↓

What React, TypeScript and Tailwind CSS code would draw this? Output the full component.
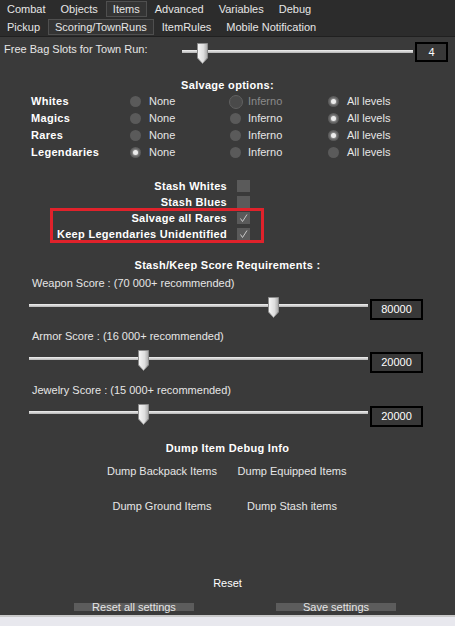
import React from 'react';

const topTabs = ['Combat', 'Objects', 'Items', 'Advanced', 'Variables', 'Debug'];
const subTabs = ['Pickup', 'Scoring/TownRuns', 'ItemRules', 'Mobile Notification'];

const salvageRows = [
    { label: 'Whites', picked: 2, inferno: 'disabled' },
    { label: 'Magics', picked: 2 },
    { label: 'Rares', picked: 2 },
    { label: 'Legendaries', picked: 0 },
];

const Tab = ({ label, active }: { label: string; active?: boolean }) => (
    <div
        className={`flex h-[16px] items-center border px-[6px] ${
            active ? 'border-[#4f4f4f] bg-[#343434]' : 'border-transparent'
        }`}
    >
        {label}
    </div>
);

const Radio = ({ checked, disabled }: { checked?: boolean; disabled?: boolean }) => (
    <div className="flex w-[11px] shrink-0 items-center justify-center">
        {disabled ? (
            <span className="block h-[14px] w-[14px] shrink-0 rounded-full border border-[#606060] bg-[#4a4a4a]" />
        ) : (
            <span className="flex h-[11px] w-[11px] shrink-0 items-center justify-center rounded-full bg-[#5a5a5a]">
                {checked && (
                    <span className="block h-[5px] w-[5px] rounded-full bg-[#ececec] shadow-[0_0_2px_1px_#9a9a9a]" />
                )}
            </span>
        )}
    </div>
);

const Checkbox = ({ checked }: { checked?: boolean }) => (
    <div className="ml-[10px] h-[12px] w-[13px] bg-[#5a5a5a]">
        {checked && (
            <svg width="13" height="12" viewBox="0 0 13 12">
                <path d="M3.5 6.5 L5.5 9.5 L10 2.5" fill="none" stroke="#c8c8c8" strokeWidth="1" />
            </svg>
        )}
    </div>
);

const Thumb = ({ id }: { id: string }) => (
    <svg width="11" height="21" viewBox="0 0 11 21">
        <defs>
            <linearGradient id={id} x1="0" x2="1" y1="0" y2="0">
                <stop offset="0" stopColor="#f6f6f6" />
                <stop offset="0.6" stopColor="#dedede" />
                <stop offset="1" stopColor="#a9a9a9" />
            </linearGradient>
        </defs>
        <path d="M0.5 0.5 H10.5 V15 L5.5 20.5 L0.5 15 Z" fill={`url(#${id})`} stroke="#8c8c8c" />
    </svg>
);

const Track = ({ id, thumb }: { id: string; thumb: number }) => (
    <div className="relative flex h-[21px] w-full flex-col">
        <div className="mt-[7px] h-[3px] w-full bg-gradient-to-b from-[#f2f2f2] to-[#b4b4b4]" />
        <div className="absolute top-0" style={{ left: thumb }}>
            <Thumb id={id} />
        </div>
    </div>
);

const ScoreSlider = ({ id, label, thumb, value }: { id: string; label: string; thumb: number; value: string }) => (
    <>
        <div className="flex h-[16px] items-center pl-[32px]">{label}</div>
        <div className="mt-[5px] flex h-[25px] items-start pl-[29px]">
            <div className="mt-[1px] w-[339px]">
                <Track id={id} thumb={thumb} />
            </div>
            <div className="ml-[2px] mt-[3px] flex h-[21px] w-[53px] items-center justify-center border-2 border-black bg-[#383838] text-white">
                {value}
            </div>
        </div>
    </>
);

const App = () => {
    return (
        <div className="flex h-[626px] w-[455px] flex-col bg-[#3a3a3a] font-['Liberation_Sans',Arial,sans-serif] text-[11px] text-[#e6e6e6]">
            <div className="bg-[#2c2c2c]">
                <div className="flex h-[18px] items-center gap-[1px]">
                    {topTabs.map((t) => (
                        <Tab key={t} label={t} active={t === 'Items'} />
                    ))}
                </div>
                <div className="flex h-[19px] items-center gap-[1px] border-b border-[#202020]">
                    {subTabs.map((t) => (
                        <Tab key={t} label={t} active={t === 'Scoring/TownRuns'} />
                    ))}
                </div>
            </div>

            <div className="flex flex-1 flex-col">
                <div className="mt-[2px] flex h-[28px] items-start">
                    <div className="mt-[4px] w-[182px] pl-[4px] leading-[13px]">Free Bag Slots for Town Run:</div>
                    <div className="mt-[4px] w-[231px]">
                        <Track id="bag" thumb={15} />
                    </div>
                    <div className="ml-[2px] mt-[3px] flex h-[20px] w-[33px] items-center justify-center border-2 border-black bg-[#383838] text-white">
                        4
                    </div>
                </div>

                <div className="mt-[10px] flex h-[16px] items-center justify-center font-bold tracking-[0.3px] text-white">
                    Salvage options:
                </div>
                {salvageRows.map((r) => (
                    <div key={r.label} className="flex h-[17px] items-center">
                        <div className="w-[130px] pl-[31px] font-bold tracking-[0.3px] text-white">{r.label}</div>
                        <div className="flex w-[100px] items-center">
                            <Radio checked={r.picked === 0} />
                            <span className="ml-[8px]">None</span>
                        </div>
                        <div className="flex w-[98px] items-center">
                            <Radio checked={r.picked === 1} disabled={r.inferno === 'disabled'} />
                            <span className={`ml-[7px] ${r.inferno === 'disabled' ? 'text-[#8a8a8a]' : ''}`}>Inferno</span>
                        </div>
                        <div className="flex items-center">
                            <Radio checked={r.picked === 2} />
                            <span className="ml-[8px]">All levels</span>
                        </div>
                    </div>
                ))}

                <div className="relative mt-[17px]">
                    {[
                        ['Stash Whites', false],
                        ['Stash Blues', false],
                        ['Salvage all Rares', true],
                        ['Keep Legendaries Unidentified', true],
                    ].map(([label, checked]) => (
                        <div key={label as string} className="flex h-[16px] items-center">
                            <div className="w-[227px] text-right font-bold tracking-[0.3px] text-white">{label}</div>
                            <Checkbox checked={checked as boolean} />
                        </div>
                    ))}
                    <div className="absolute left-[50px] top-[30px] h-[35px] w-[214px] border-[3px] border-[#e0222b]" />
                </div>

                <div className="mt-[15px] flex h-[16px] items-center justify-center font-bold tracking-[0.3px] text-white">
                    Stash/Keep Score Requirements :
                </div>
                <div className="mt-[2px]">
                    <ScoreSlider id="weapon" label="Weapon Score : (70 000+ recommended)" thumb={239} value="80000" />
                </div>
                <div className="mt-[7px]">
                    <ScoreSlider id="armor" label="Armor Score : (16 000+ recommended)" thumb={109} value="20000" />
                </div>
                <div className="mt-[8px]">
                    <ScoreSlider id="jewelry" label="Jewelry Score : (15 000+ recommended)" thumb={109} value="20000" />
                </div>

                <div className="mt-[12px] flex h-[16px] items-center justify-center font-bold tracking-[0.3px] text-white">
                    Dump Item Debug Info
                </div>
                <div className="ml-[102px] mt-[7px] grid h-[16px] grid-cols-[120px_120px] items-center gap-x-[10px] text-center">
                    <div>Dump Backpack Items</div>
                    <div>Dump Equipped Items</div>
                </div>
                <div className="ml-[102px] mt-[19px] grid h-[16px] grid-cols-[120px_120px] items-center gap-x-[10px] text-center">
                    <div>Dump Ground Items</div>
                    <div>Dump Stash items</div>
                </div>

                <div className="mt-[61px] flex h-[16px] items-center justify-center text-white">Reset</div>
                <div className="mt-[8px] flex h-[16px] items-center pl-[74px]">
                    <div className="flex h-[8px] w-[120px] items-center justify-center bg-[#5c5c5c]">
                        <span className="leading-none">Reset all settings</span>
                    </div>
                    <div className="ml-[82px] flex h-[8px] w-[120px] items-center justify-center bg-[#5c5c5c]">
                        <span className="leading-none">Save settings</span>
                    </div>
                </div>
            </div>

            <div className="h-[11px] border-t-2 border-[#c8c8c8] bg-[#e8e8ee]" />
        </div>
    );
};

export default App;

↑

__TASK TO CARRY OUT__
Give again, word for word, every line from the top of the data above to the line holding "['Pickup', 'Scoring/TownRuns', 'ItemRules', 'Mobile", inclusive, with the pictures left out.

__RESPONSE BELOW__
What React, TypeScript and Tailwind CSS code would draw this? Output the full component.
import React from 'react';

const topTabs = ['Combat', 'Objects', 'Items', 'Advanced', 'Variables', 'Debug'];
const subTabs = ['Pickup', 'Scoring/TownRuns', 'ItemRules', 'Mobile Notification'];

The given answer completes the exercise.